● **Challenge**: Repeat the material below exactly, with no pictures.

● **Given data**:
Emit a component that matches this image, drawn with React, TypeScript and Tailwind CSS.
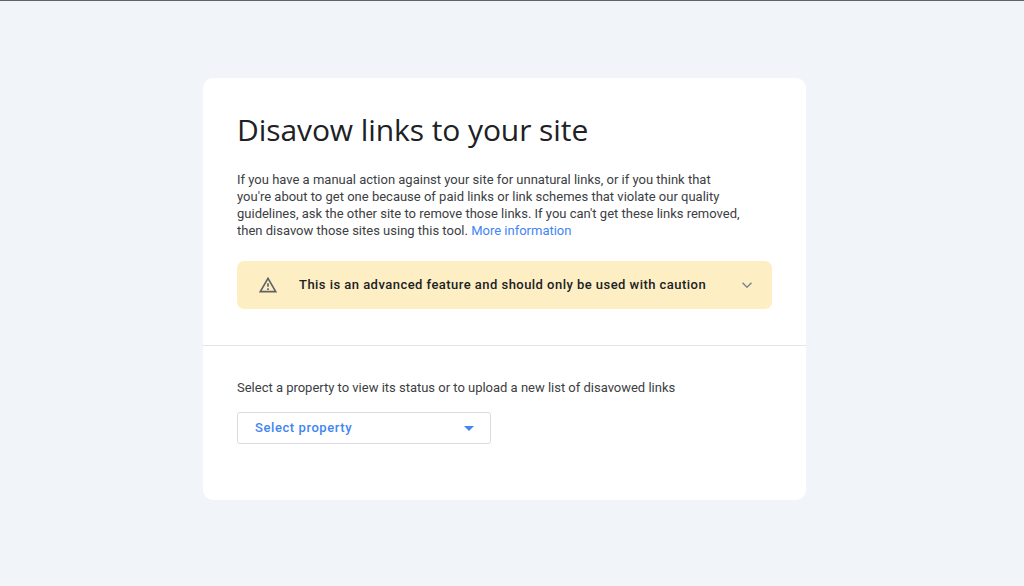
export default function App() {
  return (
    <div className="h-[586px] w-[1024px] overflow-hidden bg-[#f1f4f9] font-['Roboto','Liberation_Sans',sans-serif]">
      <div className="h-px bg-[#5f6368]" />
      <div className="ml-[203px] mt-[77px] h-[422px] w-[603px] rounded-[10px] bg-white">
        <div className="h-[268px] border-b border-[#e3e5e8] px-[34px] pt-[33px]">
          <h1 className="font-['Open_Sans','Roboto',sans-serif] text-[30px] leading-[38px] font-normal tracking-[-0.08px] text-[#202124]">
            Disavow links to your site
          </h1>
          <p className="mt-[22px] w-[508px] text-[13px] leading-[17px] text-[#3c4043]">
            If you have a manual action against your site for unnatural links, or if you think that you're about to get one because of paid links or link schemes that violate our quality guidelines, ask the other site to remove those links. If you can't get these links removed, then disavow those sites using this tool.{" "}
            <span className="text-[#4285f4]">More information</span>
          </p>
          <div className="mt-[22px] flex h-[48px] w-[535px] items-center rounded-[7px] bg-[#fdefc3] pl-[21px] pr-[16px]">
            <svg width="20" height="20" viewBox="0 0 24 24" fill="#5f6368" className="shrink-0">
              <path d="M12 5.99 19.53 19H4.47L12 5.99M12 2 1 21h22L12 2zm1 14h-2v2h2v-2zm0-6h-2v4h2v-4z" />
            </svg>
            <span className="ml-[21px] flex-1 text-[13px] font-medium tracking-[0.46px] text-[#202124]">
              This is an advanced feature and should only be used with caution
            </span>
            <svg width="18" height="18" viewBox="0 0 24 24" fill="none" stroke="#80868b" strokeWidth="2" className="shrink-0">
              <path d="m6 9 6 6 6-6" />
            </svg>
          </div>
        </div>
        <div className="px-[34px] pt-[33px]">
          <p className="text-[13px] leading-[17px] tracking-[-0.01px] text-[#3c4043]">
            Select a property to view its status or to upload a new list of disavowed links
          </p>
          <div className="mt-[16px] flex h-[32px] w-[254px] items-center justify-between rounded-[3px] border border-[#dadce0] pl-[17px] pr-[16px]">
            <span className="text-[13px] font-medium tracking-[0.58px] text-[#4285f4]">Select property</span>
            <svg width="10" height="5" viewBox="0 0 10 5" fill="#4285f4">
              <path d="M0 0h10L5 5z" />
            </svg>
          </div>
        </div>
      </div>
    </div>
  );
}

● **Task result**:
Emit a component that matches this image, drawn with React, TypeScript and Tailwind CSS.
export default function App() {
  return (
    <div className="h-[586px] w-[1024px] overflow-hidden bg-[#f1f4f9] font-['Roboto','Liberation_Sans',sans-serif]">
      <div className="h-px bg-[#5f6368]" />
      <div className="ml-[203px] mt-[77px] h-[422px] w-[603px] rounded-[10px] bg-white">
        <div className="h-[268px] border-b border-[#e3e5e8] px-[34px] pt-[33px]">
          <h1 className="font-['Open_Sans','Roboto',sans-serif] text-[30px] leading-[38px] font-normal tracking-[-0.08px] text-[#202124]">
            Disavow links to your site
          </h1>
          <p className="mt-[22px] w-[508px] text-[13px] leading-[17px] text-[#3c4043]">
            If you have a manual action against your site for unnatural links, or if you think that you're about to get one because of paid links or link schemes that violate our quality guidelines, ask the other site to remove those links. If you can't get these links removed, then disavow those sites using this tool.{" "}
            <span className="text-[#4285f4]">More information</span>
          </p>
          <div className="mt-[22px] flex h-[48px] w-[535px] items-center rounded-[7px] bg-[#fdefc3] pl-[21px] pr-[16px]">
            <svg width="20" height="20" viewBox="0 0 24 24" fill="#5f6368" className="shrink-0">
              <path d="M12 5.99 19.53 19H4.47L12 5.99M12 2 1 21h22L12 2zm1 14h-2v2h2v-2zm0-6h-2v4h2v-4z" />
            </svg>
            <span className="ml-[21px] flex-1 text-[13px] font-medium tracking-[0.46px] text-[#202124]">
              This is an advanced feature and should only be used with caution
            </span>
            <svg width="18" height="18" viewBox="0 0 24 24" fill="none" stroke="#80868b" strokeWidth="2" className="shrink-0">
              <path d="m6 9 6 6 6-6" />
            </svg>
          </div>
        </div>
        <div className="px-[34px] pt-[33px]">
          <p className="text-[13px] leading-[17px] tracking-[-0.01px] text-[#3c4043]">
            Select a property to view its status or to upload a new list of disavowed links
          </p>
          <div className="mt-[16px] flex h-[32px] w-[254px] items-center justify-between rounded-[3px] border border-[#dadce0] pl-[17px] pr-[16px]">
            <span className="text-[13px] font-medium tracking-[0.58px] text-[#4285f4]">Select property</span>
            <svg width="10" height="5" viewBox="0 0 10 5" fill="#4285f4">
              <path d="M0 0h10L5 5z" />
            </svg>
          </div>
        </div>
      </div>
    </div>
  );
}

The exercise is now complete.